Jeffer’s presence influenced the community of Carmel in ways both direct and indirect. A small inheritance allowed him buy a large chunk of what became the present city. He sold off bits of the property to developers to support his family and deal with the taxes. Eventually, the rest of the town grew up around him, adapting their houses to the trees he had planted.

And, of course, Steinbeck came to Monterey, not far away. There is no evidence that the two interacted at all; however, in one of the stranger twists of history a 27-year-old Joseph Campbell came to Monterey, met Steinbeck, had an affaire de coeur with Steinbeck’s wife, and left on a ecological expedition to Alaska with Ed Rickets (the basis for “Doc” in Cannery Row) after the three decided (fairly mutually by the acounts in Campbell’s biography) to preserve the Steinbeck marriage. While in the area, Campbell read Jeffer’s Roan Stallion which nudged him towards making the study of mythology his life’s work. (!) Those of you playing your semiotic bingo at home will note that there is, thus, a direct line of influence from Jeffers to Star Wars.

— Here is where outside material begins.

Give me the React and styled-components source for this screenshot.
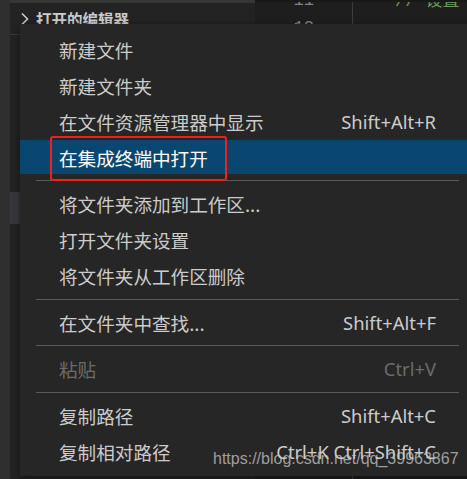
import React from 'react'
import styled, { createGlobalStyle } from 'styled-components'

const GlobalStyle = createGlobalStyle`
  html, body {
    margin: 0;
    padding: 0;
    background: #232323;
    overflow: hidden;
  }
`

const Workbench = styled.div`
  position: relative;
  display: flex;
  width: 467px;
  height: 479px;
  overflow: hidden;
  font-family: "Noto Sans", "Noto Sans CJK SC", sans-serif;
`

const ActivityStrip = styled.div`
  width: 10px;
  flex-shrink: 0;
  background: #2f2f2f;
`

const Sidebar = styled.div`
  width: 245px;
  flex-shrink: 0;
  background: #232323;
  border-top: 3px solid #363636;
  display: flex;
  flex-direction: column;
`

const SectionHeader = styled.div`
  height: 31px;
  display: flex;
  align-items: center;
  gap: 6px;
  padding-left: 10px;
  color: #cccccc;
  font-family: "Noto Sans CJK SC", sans-serif;
  font-size: 15.5px;
  font-weight: 700;
  border-bottom: ${p => (p.$divided ? '1px solid #3a3a3a' : 'none')};
`

const Chevron = styled.svg`
  width: 10px;
  height: 14px;
  flex-shrink: 0;
`

const ListSpacer = styled.div`
  height: ${p => p.$h}px;
`

const SelectedItem = styled.div`
  height: 32px;
  background: #37373d;
`

const Editor = styled.div`
  flex: 1;
  background: #1e1e1e;
  border-top: 2px solid #181818;
  display: flex;
  overflow: hidden;
`

const Gutter = styled.div`
  width: 98px;
  border-right: 1px solid #3c3c3c;
  padding-right: 38px;
  box-sizing: border-box;
  text-align: right;
  color: #858585;
  font-family: "Liberation Mono", monospace;
  font-size: 17px;
  line-height: 27px;
  margin-top: -15px;
`

const Code = styled.div`
  padding-left: 42px;
  color: #6a9955;
  font-family: "Liberation Mono", "Noto Sans CJK SC", monospace;
  font-size: 17px;
  line-height: 27px;
  margin-top: -14px;
  white-space: nowrap;
`

const Menu = styled.div`
  position: absolute;
  left: 20px;
  top: 24px;
  width: 455px;
  padding: 7px 0;
  background: #262626;
  box-shadow: 0 2px 8px rgba(0, 0, 0, 0.45);
`

const Item = styled.div`
  position: relative;
  height: 36px;
  box-sizing: border-box;
  border: 1px solid transparent;
  border-width: 1px 0;
  background-clip: padding-box;
  padding: 0 39px;
  display: flex;
  align-items: center;
  justify-content: space-between;
  background-color: ${p => (p.$active ? '#094771' : 'transparent')};
  color: ${p => (p.$disabled ? '#6b6b6b' : p.$active ? '#ffffff' : '#cccccc')};
`

const Label = styled.span`
  font-family: "Noto Sans CJK SC", sans-serif;
  font-size: 18.6px;
`

const Keys = styled.span`
  font-family: "Noto Sans", sans-serif;
  font-size: 18.4px;
`

const Separator = styled.div`
  height: 1px;
  margin: 5px 16px 4.5px;
  background: #5a5a5a;
`

const Highlight = styled.div`
  position: absolute;
  left: 30px;
  top: -4px;
  width: 177px;
  height: 45px;
  box-sizing: border-box;
  border: 2px solid #f02020;
  border-radius: 3px;
`

const Watermark = styled.div`
  position: absolute;
  left: 213px;
  top: 450px;
  color: rgba(200, 200, 200, 0.75);
  font-family: "Liberation Sans", Arial, sans-serif;
  font-size: 16px;
  white-space: nowrap;
`

const groups = [
  [
    { label: '新建文件' },
    { label: '新建文件夹' },
    { label: '在文件资源管理器中显示', keys: 'Shift+Alt+R' },
    { label: '在集成终端中打开', active: true, marked: true },
  ],
  [
    { label: '将文件夹添加到工作区...' },
    { label: '打开文件夹设置' },
    { label: '将文件夹从工作区删除' },
  ],
  [{ label: '在文件夹中查找...', keys: 'Shift+Alt+F' }],
  [{ label: '粘贴', keys: 'Ctrl+V', disabled: true }],
  [
    { label: '复制路径', keys: 'Shift+Alt+C' },
    { label: '复制相对路径', keys: 'Ctrl+K Ctrl+Shift+C' },
  ],
]

const App = () => {
  return <Workbench>
    <GlobalStyle />
    <ActivityStrip />
    <Sidebar>
      <SectionHeader $divided>
        <Chevron viewBox="0 0 10 14">
          <path d="M2 1.5 L7.5 7 L2 12.5" fill="none" stroke="#cccccc" strokeWidth="1.6" />
        </Chevron>
        打开的编辑器
      </SectionHeader>
      <SectionHeader>
        <Chevron viewBox="0 0 10 14">
          <path d="M1 4.5 L5 9 L9 4.5" fill="none" stroke="#cccccc" strokeWidth="1.6" />
        </Chevron>
      </SectionHeader>
      <ListSpacer $h={126} />
      <SelectedItem />
    </Sidebar>
    <Editor>
      <Gutter>
        <div>11</div>
        <div>12</div>
      </Gutter>
      <Code>
        <div>// 设置</div>
      </Code>
    </Editor>

    <Menu>
      {groups.map((group, gi) => (
        <React.Fragment key={gi}>
          {gi > 0 && <Separator />}
          {group.map((item) => (
            <Item key={item.label} $active={item.active} $disabled={item.disabled}>
              <Label>{item.label}</Label>
              {item.keys && <Keys>{item.keys}</Keys>}
              {item.marked && <Highlight />}
            </Item>
          ))}
        </React.Fragment>
      ))}
    </Menu>

    <Watermark>https://blog.csdn.net/qq_39963867</Watermark>
  </Workbench>
}

export default App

Here is Jeffers’ poem about vultures:

Vulture

I had walked since dawn and lay down to rest on a bare hillside
Above the ocean. I saw through half-shut eyelids a vulture wheeling high up in heaven,
And presently it passed again, but lower and nearer, its orbit narrowing, I understood then
That I was under inspection. I lay death-still and heard the flight-feathers
Whistle above me and make their circle and come nearer.
I could see the naked red head between the great wings
Bear downward staring. I said, “My dear bird, we are wasting time here.
These old bones will still work; they are not for you.” But how beautiful he looked, gliding down
On those great sails; how beautiful he looked, veering away in the sea-light over the precipice. I tell you solemnly
That I was sorry to have disappointed him. To be eaten by that beak and become part of him, to share those wings and those eyes–
What a sublime end of one’s body, what an enskyment; what a life after death.

  3 Responses to “Vulture Poets of California Part 1: Robinson Jeffers”

  1. I WANT a house like that! And you’re right- his poetry seems very Pagan; it made me think of the Vulture-Goddesses who seem to have ruled early human settlements, along with a Bull-God.

  2. For those of us Neo-Pagans who grew up in Northern California in the post-WWII decades, Jeffers was an influence. If only for his living in the local/regional tradition of the eccentric character (with emperor Norton at it roots) and for his devotion to the local/regional environment. Just about everybody in Northern California during those decades had some sense that the local/regional environment held spiritual powers and would, if treated right, share them.

    But, to be clear, knowing Jeffers, that he lived a ways down the road from me, and that he related to the local.regional environment “poetically” just as I did–all that did NOT make him any sort of inspiration toward Neo-Paganism as a path of lifeway for me.

    It was just evidence that the local/regional Land worked a deep magical transformation on everybody who treated it right.

  3. He certainly seemed familiar with the darker side of that “deep magical transformation”. I’m trying to think of a single one of the narrative pieces in which the isolation and grandeur of the landscape did not drive one of the characters to despair, insanity, death or murder (or some combination thereof). (The Women at Point Sur has the whole thing end in this amazing confligration of lust and dark religious fervor).

    His work lay on my personal path to Neo-Paganism purely because I was working my way through the Collected Poetry at the same time that I was studying for initiation. But I agree: few if any would be attracted to Neo-Paganism by his writings, although the Land of Big Sur through maybe Salinas speaks strongly through him.